As an aside, you may have noticed that as the patches get more complicated, I have started paying more attention to the layout of the objects on screen. In general, it is good practice to design patches that are easy to read, and that depict the flow of information as clearly as possible. Take these three principles into consideration as you move forward:

1. Straighten patch cables by clicking on them and pressing command+Y. You can continue to drag cables around after straightening them, but straight lines are generally visually easier to follow than curved ones. In general, short cables are easier to follow than long cables (though sometimes long cables are unavoidable).

2. Connect objects in sequence from top to bottom.
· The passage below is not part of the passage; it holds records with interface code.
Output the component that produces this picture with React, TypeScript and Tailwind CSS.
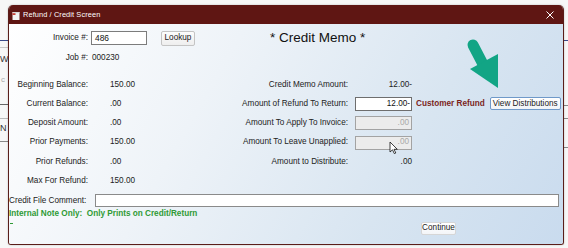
import React from "react";

const font = { fontFamily: '"Liberation Sans", Arial, sans-serif' };

function LeftRow({
  label,
  value,
  right,
}: {
  label: string;
  value: string;
  right?: React.ReactNode;
}) {
  return (
    <div className="flex items-center h-[19.3px]">
      <div className="w-[79px] text-right text-[8.2px] text-[#222] whitespace-nowrap">{label}</div>
      <div className="ml-[22px] w-[90px] text-[8.2px] text-[#222]">{value}</div>
      {right}
    </div>
  );
}

function RightLabel({ children }: { children: React.ReactNode }) {
  return <div className="w-[148px] text-right text-[8.2px] text-[#222] whitespace-nowrap">{children}</div>;
}

export default function App() {
  return (
    <div className="relative w-[568px] h-[248px] bg-[#f7f7f7] overflow-hidden" style={font}>
      {/* background window strips */}
      <div className="absolute left-0 top-[40px] w-[8px] h-[1px] bg-[#3b4a8a]" />
      <div className="absolute left-0 top-[47px] w-[8px] h-[1px] bg-[#c8c8c8]" />
      <div className="absolute left-0 top-[55px] text-[9px] text-[#333] leading-none">W</div>
      <div className="absolute left-[1px] top-[76px] text-[8px] text-[#aaa] leading-none">c</div>
      <div className="absolute left-0 top-[104px] w-[8px] h-[1px] bg-[#666]" />
      <div className="absolute left-0 top-[118px] w-[8px] h-[1px] bg-[#bbb]" />
      <div className="absolute left-0 top-[124px] text-[9px] text-[#333] leading-none">N</div>
      <div className="absolute left-0 top-[141px] w-[8px] h-[1px] bg-[#888]" />
      <div className="absolute left-[564px] top-[40px] w-[4px] h-[1px] bg-[#3b4a8a]" />
      <div className="absolute left-[564px] top-[105px] w-[4px] h-[1px] bg-[#888]" />
      <div className="absolute left-[564px] top-[118px] w-[4px] h-[1px] bg-[#888]" />
      <div className="absolute left-[564px] top-[147px] w-[4px] h-[1px] bg-[#888]" />

      {/* dialog */}
      <div className="absolute left-[8px] top-[5px] w-[556px] h-[240px] flex flex-col rounded-t-[5px] rounded-b-[3px] overflow-hidden border-x border-b border-[#5a1d19] shadow-[0_0_2px_rgba(0,0,0,0.25)]">
        {/* title bar */}
        <div className="h-[19px] bg-[#5f1613] flex items-center pl-[3px] pr-[8px] shrink-0">
          <svg width="8" height="9" viewBox="0 0 8 9" className="mt-[1px]">
            <rect x="0.5" y="1" width="7" height="8" fill="#f4f4f4" />
            <rect x="0.5" y="1" width="3" height="3" fill="#c9433a" />
            <rect x="0.5" y="1" width="7" height="1.2" fill="#d9d9d9" />
          </svg>
          <span className="ml-[3px] text-[7.4px] text-white tracking-[0.1px]">Refund / Credit Screen</span>
          <svg width="8" height="8" viewBox="0 0 8 8" className="ml-auto mr-[1px]">
            <path d="M0.5 0.5 L7.5 7.5 M7.5 0.5 L0.5 7.5" stroke="#ffffff" strokeWidth="1" />
          </svg>
        </div>

        {/* body */}
        <div className="relative flex-1 flex flex-col bg-[linear-gradient(120deg,#ffffff_0%,#eef3f8_35%,#d8e5f1_70%,#c9dbee_100%)]">
          {/* invoice row */}
          <div className="flex items-center h-[16px] mt-[6px]">
            <div className="w-[79px] text-right text-[8.2px] text-[#222]">Invoice #:</div>
            <div className="ml-[3px] w-[56px] h-[14px] bg-white border border-[#7c7c7c] flex items-center pl-[3px] text-[8.4px] text-[#111]">
              486
            </div>
            <div className="ml-[14px] w-[34px] h-[15px] bg-[linear-gradient(#fdfdfd,#eeeeee)] border border-[#c4c4c4] rounded-[2px] flex items-center justify-center text-[8.2px] text-[#222]">
              Lookup
            </div>
            <div className="ml-[75px] text-[13.5px] text-[#111] whitespace-nowrap">* Credit Memo *</div>
          </div>

          {/* job row */}
          <div className="flex items-center h-[16px] mt-[4px]">
            <div className="w-[79px] text-right text-[8.2px] text-[#222]">Job #:</div>
            <div className="ml-[4px] text-[8.2px] text-[#222]">000230</div>
          </div>

          {/* main grid */}
          <div className="flex flex-col mt-[9px]">
            <LeftRow
              label="Beginning Balance:"
              value="150.00"
              right={
                <>
                  <RightLabel>Credit Memo Amount:</RightLabel>
                  <div className="ml-[7px] w-[57px] text-right text-[8.2px] text-[#222]">12.00-</div>
                </>
              }
            />
            <LeftRow
              label="Current Balance:"
              value=".00"
              right={
                <>
                  <RightLabel>Amount of Refund To Return:</RightLabel>
                  <div className="ml-[7px] w-[57px] h-[14px] bg-white border border-[#6e6e6e] flex items-center justify-end pr-[1px] text-[8.2px] text-[#111]">
                    12.00-
                  </div>
                  <div className="ml-[4px] text-[8.2px] font-bold text-[#7a1f1c] whitespace-nowrap">Customer Refund</div>
                  <div className="ml-[5px] w-[71px] h-[13px] bg-[linear-gradient(#ffffff,#f1f4f8)] border border-[#6f99c9] rounded-[2px] flex items-center justify-center text-[8.2px] text-[#222] whitespace-nowrap">
                    View Distributions
                  </div>
                </>
              }
            />
            <LeftRow
              label="Deposit Amount:"
              value=".00"
              right={
                <>
                  <RightLabel>Amount To Apply To Invoice:</RightLabel>
                  <div className="ml-[7px] w-[57px] h-[14px] bg-[#ececec] border border-[#a3a3a3] flex items-center justify-end pr-[2px] text-[8.2px] text-[#a9a9a9]">
                    .00
                  </div>
                </>
              }
            />
            <LeftRow
              label="Prior Payments:"
              value="150.00"
              right={
                <>
                  <RightLabel>Amount To Leave Unapplied:</RightLabel>
                  <div className="ml-[7px] w-[57px] h-[14px] bg-[#ececec] border border-[#a3a3a3] flex items-center justify-end pr-[2px] text-[8.2px] text-[#a9a9a9]">
                    .00
                  </div>
                </>
              }
            />
            <LeftRow
              label="Prior Refunds:"
              value=".00"
              right={
                <>
                  <RightLabel>Amount to Distribute:</RightLabel>
                  <div className="ml-[7px] w-[57px] text-right text-[8.2px] text-[#222]">.00</div>
                </>
              }
            />
            <LeftRow label="Max For Refund:" value="150.00" />
          </div>

          {/* comment row */}
          <div className="flex items-center h-[14px] mt-[3px]">
            <div className="w-[86px] text-[8.2px] text-[#222] whitespace-nowrap">Credit File Comment:</div>
            <div className="w-[464px] h-[13px] bg-white border border-[#8a8a8a]" />
          </div>

          <div className="flex items-center h-[10px] mt-[1px]">
            <div className="text-[8.2px] font-bold text-[#2f9a35] whitespace-pre">
              {"Internal Note Only:  Only Prints on Credit/Return"}
            </div>
          </div>

          <div className="flex items-start mt-[3px] h-[13px]">
            <div className="mt-[1px] ml-[1px] w-[3px] h-[1px] bg-[#2f9a35]" />
            <div className="ml-[408px] w-[35px] h-[13px] bg-[linear-gradient(#ffffff,#f3f5f8)] border border-[#d6d6d6] rounded-[2px] flex items-center justify-center text-[8.2px] text-[#222]">
              Continue
            </div>
          </div>
        </div>
      </div>

      {/* green arrow annotation */}
      <svg className="absolute left-[462px] top-[34px]" width="42" height="58" viewBox="0 0 42 58">
        <line x1="11" y1="11" x2="24" y2="36" stroke="#12a585" strokeWidth="11" strokeLinecap="round" />
        <polygon points="8,35 36,20 36,54" fill="#12a585" />
      </svg>

      {/* mouse cursor */}
      <svg className="absolute left-[389px] top-[141px]" width="10" height="14" viewBox="0 0 10 14">
        <path d="M1 1 L1 11 L3.5 8.8 L5.3 12.6 L6.8 12 L5 8.3 L8.3 8.3 Z" fill="#ffffff" stroke="#111" strokeWidth="0.8" strokeLinejoin="round" />
      </svg>
    </div>
  );
}
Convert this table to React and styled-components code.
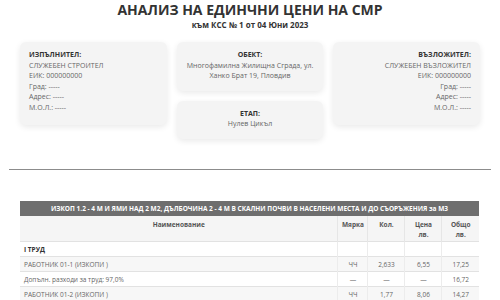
import React from 'react'
import styled, { createGlobalStyle } from 'styled-components'

const GlobalStyle = createGlobalStyle`
  body {
    margin: 0;
    background: #ffffff;
    font-family: "Open Sans", "Noto Sans", sans-serif;
    color: #555;
  }
`

const parties = {
  contractor: {
    label: 'ИЗПЪЛНИТЕЛ:',
    lines: ['СЛУЖЕБЕН СТРОИТЕЛ', 'ЕИК: 000000000', 'Град: -----', 'Адрес: -----', 'М.О.Л.: -----'],
  },
  client: {
    label: 'ВЪЗЛОЖИТЕЛ:',
    lines: ['СЛУЖЕБЕН ВЪЗЛОЖИТЕЛ', 'ЕИК: 000000000', 'Град: -----', 'Адрес: -----', 'М.О.Л.: -----'],
  },
}

const rows = [
  { name: 'I ТРУД', section: true },
  { name: 'РАБОТНИК 01-1 (ИЗКОПИ )', unit: 'ЧЧ', qty: '2,633', price: '6,55', total: '17,25', shade: true },
  { name: 'Допълн. разходи за труд: 97,0%', unit: '—', qty: '—', price: '—', total: '16,72' },
  { name: 'РАБОТНИК 01-2 (ИЗКОПИ )', unit: 'ЧЧ', qty: '1,77', price: '8,06', total: '14,27', shade: true },
]

function PartyCard({ party, align }) {
  return (
    <Card $align={align}>
      <Label>{party.label}</Label>
      {party.lines.map((l) => (
        <Line key={l}>{l}</Line>
      ))}
    </Card>
  )
}

export default function App() {
  return (
    <Page>
      <GlobalStyle />
      <Title>АНАЛИЗ НА ЕДИНЧНИ ЦЕНИ НА СМР</Title>
      <Subtitle>към КСС № 1 от 04 Юни 2023</Subtitle>

      <InfoGrid>
        <PartyCard party={parties.contractor} align="left" />
        <MiddleColumn>
          <Card $align="center" $compact>
            <Label>ОБЕКТ:</Label>
            <Line>Многофамилна Жилищна Сграда, ул.</Line>
            <Line>Ханко Брат 19, Пловдив</Line>
          </Card>
          <Card $align="center" $compact>
            <Label>ЕТАП:</Label>
            <Line>Нулев Цикъл</Line>
          </Card>
        </MiddleColumn>
        <PartyCard party={parties.client} align="right" />
      </InfoGrid>

      <Divider />

      <Table>
        <colgroup>
          <col />
          <col width="30" />
          <col width="37" />
          <col width="37" />
          <col width="37" />
        </colgroup>
        <thead>
          <tr>
            <Caption colSpan={5}>
              ИЗКОП 1.2 - 4 М И ЯМИ НАД 2 М2, ДЪЛБОЧИНА 2 - 4 М В СКАЛНИ ПОЧВИ В НАСЕЛЕНИ МЕСТА И ДО СЪОРЪЖЕНИЯ за М3
            </Caption>
          </tr>
          <tr>
            <Head>Наименование</Head>
            <Head>Мярка</Head>
            <Head>Кол.</Head>
            <Head>Цена<br />лв.</Head>
            <Head>Общо<br />лв.</Head>
          </tr>
        </thead>
        <tbody>
          {rows.map((r) => (
            <Row key={r.name} $shade={r.shade}>
              <NameCell $bold={r.section}>{r.name}</NameCell>
              <Cell>{r.unit}</Cell>
              <Cell>{r.qty}</Cell>
              <Cell>{r.price}</Cell>
              <Cell>{r.total}</Cell>
            </Row>
          ))}
        </tbody>
      </Table>
    </Page>
  )
}

const Page = styled.div`
  width: 500px;
  padding: 0 9px;
  box-sizing: border-box;
`

const Title = styled.h1`
  margin: 0;
  text-align: center;
  font-size: 14px;
  line-height: 20px;
  font-weight: 700;
  color: #333;
`

const Subtitle = styled.div`
  text-align: center;
  font-size: 8px;
  line-height: 10px;
  font-weight: 700;
  color: #333;
`

const InfoGrid = styled.div`
  display: grid;
  grid-template-columns: 1fr 1fr 1fr;
  gap: 10px;
  align-items: start;
  margin: 12px 11px 0;
`

const MiddleColumn = styled.div`
  display: flex;
  flex-direction: column;
  gap: 10px;
`

const Card = styled.div`
  background: #f4f4f4;
  border-radius: 6px;
  box-shadow: 0 2px 6px rgba(0, 0, 0, 0.09);
  padding: ${(p) => (p.$compact ? '8px 8px 9px' : '8px 9px 12px')};
  text-align: ${(p) => p.$align};
`

const Label = styled.div`
  font-size: 7px;
  line-height: 10.5px;
  font-weight: 700;
  color: #333;
`

const Line = styled.div`
  font-size: 7px;
  line-height: 10.5px;
  color: #666;
`

const Divider = styled.hr`
  margin: 30px 0 0;
  border: 0;
  border-top: 1.5px solid #8c8c8c;
`

const Table = styled.table`
  width: 459px;
  margin: 31px 0 0 11px;
  border-collapse: collapse;
  table-layout: fixed;
  font-size: 6.5px;
  color: #666;
`

const Caption = styled.th`
  background: #6e6e6e;
  color: #fff;
  font-weight: 700;
  height: 15px;
  padding: 0;
  text-align: center;
  white-space: nowrap;
  overflow: visible;
`

const Head = styled.th`
  background: #f5f5f5;
  color: #555;
  font-weight: 700;
  height: 26px;
  padding: 4px 0 0;
  vertical-align: top;
  line-height: 10px;
  text-align: center;
  border-right: 1px solid #e6e6e6;
  box-sizing: border-box;

  &:last-child {
    border-right: 0;
  }
`

const Row = styled.tr`
  background: ${(p) => (p.$shade ? '#f7f7f7' : '#ffffff')};
  border-top: 1px solid #e2e2e2;
`

const Cell = styled.td`
  height: 14px;
  padding: 0;
  text-align: center;
  border-left: 1px solid #ececec;
`

const NameCell = styled.td`
  height: 14px;
  padding: 0 0 0 4px;
  text-align: left;
  white-space: nowrap;
  font-weight: ${(p) => (p.$bold ? 700 : 400)};
  color: ${(p) => (p.$bold ? '#333' : '#666')};
`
When patching, think about how information flows: it’s usually from the outlets (on the bottom) of one object to the inlets (on the top) of another object. This means that for the cleanest layout, objects that receive information should be placed below the objects sending information. If we reflect on the patch in the video, we can see a clear cause-and-effect relationship from top to bottom: (1) the toggle turns on the metronome, (2) the metronome outputs a bang, (3) the bang generates a random number, (4) the random number has an offset applied, (5) the random number triggers an envelope and changes the frequency of the oscillator, (6) the oscillator and envelope are multiplied together, and (7) the resulting sound is sent to the speakers.

3. Finally, also consider expanding objects horizontally to make your patch more legibile by shortening cable length. When the patch is unlocked, you can drag the corners of any object to make it wider or narrower. In the patch in the video, because the [function] object is large, I prefer it to be separated off to the right from other elements. By dragging the [t i b] object to be wider, I ensure that the patch cable going to the function object is straight and as short as possible. I expand the [*~] object below in complementary fashion below as well.